Vinculação de sociedade comercial:
É necessária a aposição da qualidade de gerência por quem subscreve um
acto em nome da mesma ?
É comum verificarmos que num cheque, letra ou documento subscrito por
quem representa uma sociedade comercial, nem sempre é aposto o carimbo da
sociedade ou a expressão "o gerente".
Ora, nos termos do artº 260º, nº 4 do Código das Sociedades Comerciais
(CSC)"os gerentes vinculam a sociedade, em actos escritos, apondo a sua
assinatura, com indicação dessa qualidade".
Trata-se de uma questão relevante pois, nos casos em que se entenda que
falta essa indicação, é a sociedade parte ilegítima quer quando demandada (v.g.
em processo executivo) quer quando demanda terceiros.
Conforme refere Raul Ventura (Sociedades por Quotas, II, p. 171), a
assinatura com a firma como forma válida de vincular a sociedade por quotas,
constante dos artigos 29° e 30° da Lei das Sociedades por Quotas, foi
substituída pela assinatura dos gerentes, com menção dessa qualidade.

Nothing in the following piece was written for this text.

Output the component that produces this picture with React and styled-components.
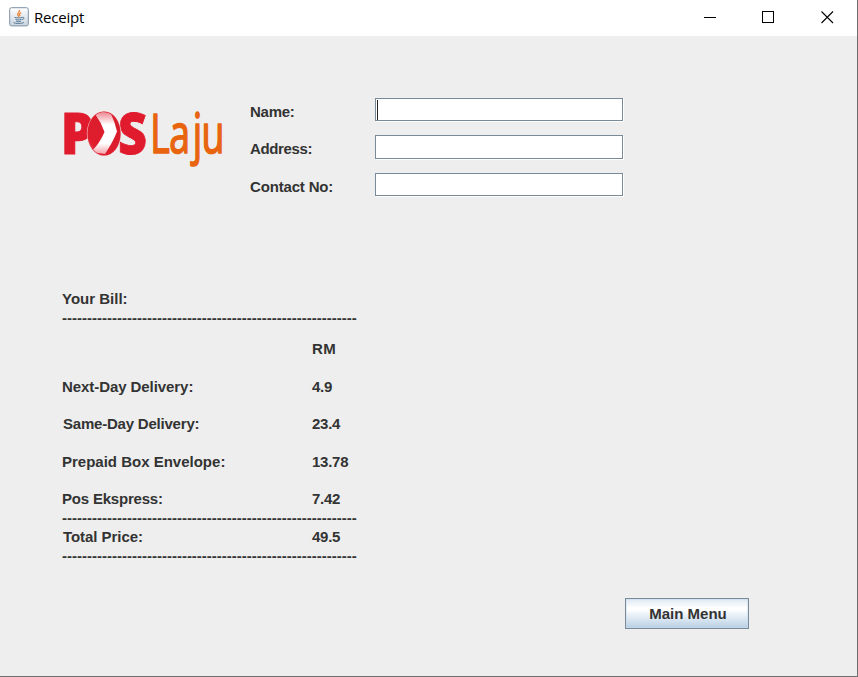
import React from "react";
import styled, { createGlobalStyle } from "styled-components";

const GlobalStyle = createGlobalStyle`
  * { box-sizing: border-box; }
  body { margin: 0; overflow: hidden; background: #eee; }
`;

const Window = styled.div`
  display: flex;
  flex-direction: column;
  width: 858px;
  height: 677px;
  background: #eee;
  border-right: 1px solid #6e6e6e;
  border-bottom: 1px solid #6e6e6e;
  color: #333;
  font: bold 15px/19px "Liberation Sans", Arial, sans-serif;
`;

const TitleBar = styled.header`
  display: flex;
  align-items: center;
  flex: none;
  height: 36px;
  padding: 0 0 2px 9px;
  background: #fff;
  color: #000;
`;

const Title = styled.h1`
  flex: 1;
  margin: 0 0 1px 5px;
  font: 400 15px/20px "Open Sans", "Noto Sans", sans-serif;
  letter-spacing: -0.2px;
`;

const WindowButton = styled.button`
  display: flex;
  align-items: center;
  justify-content: center;
  width: 58.5px;
  height: 34px;
  padding: 0;
  border: 0;
  background: none;
`;

const Header = styled.section`
  display: flex;
  align-items: flex-start;
  height: 158px;
  margin: 61px 0 0 62px;
`;

const Logo = styled.svg`
  flex: none;
  width: 188px;
  height: 80px;
  overflow: visible;
`;

const Form = styled.form`
  display: flex;
  flex-direction: column;
  padding-top: 1px;
`;

const Field = styled.label`
  display: flex;
  align-items: flex-start;
  height: ${(p) => p.$height}px;
`;

const FieldName = styled.span`
  width: 125px;
  padding-top: 4px;
  letter-spacing: ${(p) => p.$tracking || 0}px;
`;

const Input = styled.input`
  width: 248px;
  height: ${(p) => p.$height}px;
  padding: 0 3px;
  border: 1px solid #7a8a99;
  border-radius: 0;
  outline: 0;
  background: #fff;
  box-shadow: 1px 1px 0 #fff;
  font: 15px "Liberation Sans", Arial, sans-serif;
`;

const Caret = styled.span`
  width: 1px;
  height: 20px;
  margin: 2px -3px 0 2px;
  position: relative;
  z-index: 1;
  background: #222;
`;

const Bill = styled.section`
  display: flex;
  flex-direction: column;
  width: 330px;
  margin: 34px 0 0 62px;
`;

const BillRow = styled.div`
  display: flex;
  height: 19px;
  margin-top: ${(p) => p.$gap || 0}px;
`;

const ItemName = styled.span`
  width: 250px;
  padding-left: ${(p) => p.$inset || 0}px;
  letter-spacing: ${(p) => p.$tracking || 0}px;
`;

const Amount = styled.span`
  letter-spacing: ${(p) => p.$tracking ?? -0.25}px;
`;

const Dashes = styled.div`
  height: 19px;
  white-space: nowrap;
`;

const MenuButton = styled.button`
  align-self: flex-end;
  width: 124px;
  height: 31px;
  margin: 33px 108px 0 0;
  padding: 0 0 0 2px;
  border: 1px solid #7a8a99;
  background: linear-gradient(#dde8f3 0%, #fff 30%, #fff 36%, #b8cfe5 100%);
  box-shadow: inset 0 0 0 1px rgba(200, 218, 236, 0.5);
  color: #333;
  font: inherit;
`;

const line = "-".repeat(59);

function JavaIcon() {
  return (
    <svg width="20" height="20" viewBox="0 0 20 20" fill="none">
      <defs>
        <linearGradient id="java" x2="0" y2="1">
          <stop stopColor="#fff" />
          <stop offset="1" stopColor="#c9d4df" />
        </linearGradient>
      </defs>
      <rect x=".7" y=".7" width="18.6" height="18.2" rx="1.8" fill="url(#java)" stroke="#7f92a5" />
      <path d="M10.4 3c1 2-3 3-1.5 5.2L10 10M12.2 5.6C9.6 7 10.2 7.6 11 9" stroke="#ed8b43" strokeWidth="1.4" />
      <path d="M5.5 10.4c1.5.7 6 .7 7.7 0M6.5 12.4c1.6.8 4.3.8 6 0M7.2 14.2c1.3.6 3.3.6 4.7 0M13.3 10.4c2.5-.5 2 1.8-.2 2.2M4.8 15.2c-1 1.3 7.4 1.8 10 .3" stroke="#537593" />
    </svg>
  );
}

function PosLajuLogo() {
  return (
    <Logo viewBox="0 0 188 80" role="img" aria-label="POS Laju">
      <defs>
        <linearGradient id="shine" x1="0" y1="1" x2="1" y2="0">
          <stop stopColor="#e8606e" />
          <stop offset=".22" stopColor="#e01e2d" />
          <stop offset=".8" stopColor="#d81c2c" />
          <stop offset="1" stopColor="#e44a57" />
        </linearGradient>
        <linearGradient id="chevron" x1="0" y1="0" x2="0" y2="1">
          <stop stopColor="#ee8791" />
          <stop offset=".3" stopColor="#fff" />
          <stop offset=".75" stopColor="#fff" />
          <stop offset="1" stopColor="#f3a0a8" />
        </linearGradient>
        <clipPath id="ball"><ellipse cx="42" cy="36.5" rx="16.2" ry="21.7" /></clipPath>
      </defs>
      <g fill="#e01b2d" stroke="#e01b2d" strokeWidth=".8" fontFamily="Open Sans" fontWeight="800" fontSize="57">
        <text transform="translate(-1.2 56.7) scale(.92 1)">P</text>
        <text transform="translate(56 56.7) scale(.88 1)">S</text>
      </g>
      <ellipse cx="42" cy="36.5" rx="17.2" ry="22.4" fill="#f3c5c9" />
      <ellipse cx="42" cy="36.5" rx="16.6" ry="22.1" fill="url(#shine)" />
      <g clipPath="url(#ball)">
        <path
          d="M33 17Q41 13 49 17Q53 25 55 34.5Q51 45 43 57L29 55Q38 46 42.5 35Q39 25 33 17Z"
          fill="url(#chevron)"
        />
      </g>
      <text
        transform="translate(88.2 56) scale(.68 1)"
        x="0 28.2 62.7 75.5"
        fill="#e8640f"
        stroke="#e8640f"
        strokeWidth="1.7"
        strokeLinejoin="round"
        fontFamily="Open Sans"
        fontWeight="400"
        fontSize="55"
      >
        Laju
      </text>
    </Logo>
  );
}

export default function App() {
  return (
    <>
      <GlobalStyle />
      <Window>
        <TitleBar>
          <JavaIcon />
          <Title>Receipt</Title>
          <WindowButton aria-label="Minimize">
            <svg width="13" height="13" stroke="#000"><path d="M0 6.5h12" /></svg>
          </WindowButton>
          <WindowButton aria-label="Maximize">
            <svg width="15" height="13" stroke="#000" fill="none"><rect x=".5" y=".5" width="11" height="11" /></svg>
          </WindowButton>
          <WindowButton aria-label="Close">
            <svg width="13" height="13" stroke="#000" strokeWidth="1.1"><path d="M.5.5l11.5 11.5M12 .5l-11.5 11.5" /></svg>
          </WindowButton>
        </TitleBar>
        <Header>
          <PosLajuLogo />
          <Form>
            <Field $height={37}>
              <FieldName $tracking={-0.25}>Name:</FieldName>
              <Caret />
              <Input $height={23} />
            </Field>
            <Field $height={38}>
              <FieldName $tracking={-0.35}>Address:</FieldName>
              <Input $height={24} />
            </Field>
            <Field $height={37}>
              <FieldName $tracking={-0.17}>Contact No:</FieldName>
              <Input $height={23} />
            </Field>
          </Form>
        </Header>
        <Bill>
          <BillRow>Your Bill:</BillRow>
          <Dashes>{line}</Dashes>
          <BillRow $gap={12}><ItemName /><Amount $tracking={0.4}>RM</Amount></BillRow>
          <BillRow $gap={19}><ItemName $tracking={-0.07}>Next-Day Delivery:</ItemName><Amount>4.9</Amount></BillRow>
          <BillRow $gap={18}><ItemName $inset={1} $tracking={-0.21}>Same-Day Delivery:</ItemName><Amount>23.4</Amount></BillRow>
          <BillRow $gap={19}><ItemName>Prepaid Box Envelope:</ItemName><Amount>13.78</Amount></BillRow>
          <BillRow $gap={18}><ItemName $tracking={-0.2}>Pos Ekspress:</ItemName><Amount>7.42</Amount></BillRow>
          <Dashes>{line}</Dashes>
          <BillRow><ItemName $inset={1} $tracking={-0.05}>Total Price:</ItemName><Amount>49.5</Amount></BillRow>
          <Dashes>{line}</Dashes>
        </Bill>
        <MenuButton>Main Menu</MenuButton>
      </Window>
    </>
  );
}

Na esteira da mais moderna jurisprudência (v.g., entre outros, acórdãos
do S.T.J., de 95.05.03 e de 88.03.09, BMJ 447/515 e 375°/385, respectivamente;
acórdãos da Relação de Coimbra, de 06.01.94, do Porto, de 08.07.94, C.J., XIX,
I, 5, XV, C.J., XIX, IV, 177, respectivamente e de Lisboa de 20.11.97, CJ, V,
p. 94), a norma do nº 4 do artº 260 do CSC visa proteger os interesses daqueles
que contratam com a sociedade, no sentido de poderem os mesmos estar seguros de
que quem contratou foi a sociedade e que será na esfera jurídica dela - que não
na dos gerentes - que radicam os direitos e obrigações assumidos. Ou seja, a
menção da qualidade de gerente destina-se a afirmar que o assinante não agiu em
nome próprio, mas em nome da sociedade.
Tem-se assim entendido que quando a assinatura esteja acompanhada da
firma social, aposta por carimbo da sociedade, ainda que sem a menção
"gerente" ou "a gerência", tal corresponde à identificação
da qualidade da respectiva assinatura (a saber, como gerente, pois só assinará
sob o carimbo / firma da sociedade quem, perante terceiros - e é isso que
interessa -, tem os respectivos poderes de representação e vinculação). Diz-se
a esse propósito que seria "intoleravelmente violento" - nesse caso -
(para usar a terminologia usada pelo último citado acórdão da Relação de
Lisboa) considerar que a sociedade executada não se teria vinculado validamente
só porque do título não constasse a simples expressão "gerente" ou
"a gerência".
O Tribunal da Relação do Porto tem seguido, também, precisamente, esta
jurisprudência. Assim, conforme constam publicados no sítio da Internet do TRP
(http://www.trp.pt), sob os nºs 664 e 509, "para que a assinatura do
gerente vincule a sociedade em documento escrito, basta a assinatura do mesmo
colocada por debaixo do carimbo identificativo da sociedade por quotas, assim
se cumprindo o nº 4 do art. 260º do C.S.C" e "A identificação da
sociedade no local destinado à indicação do titular da conta, não dispensa a
repetição da forma social junto à assinatura do respectivo gerente,
nomeadamente através do carimbo ou a aposição da palavra "gerente" ou
"gerência", para que quem o assina possa deixar de responsabilizar-se
pessoalmente. Ainda que o executado-embargante possa ser efectivamente legal
representante da sociedade comercial em nome da qual figura a conta do cheque
dado em execução, perante os princípios da literalidade e abstracção
incorporados no cheque, deve ser o mesmo responsabilizado pelo seu pagamento,
nos termos do art. 11.º da LUCH, se no local da assinatura não existir a menção
de que é feita na qualidade de gerente da sociedade".
Assim, concluímos que para a vinculação jurídica e cambiária de uma
sociedade, basta a aposição sobre a assinatura do gerente de carimbo da
sociedade ou a menção da qualidade de gerente.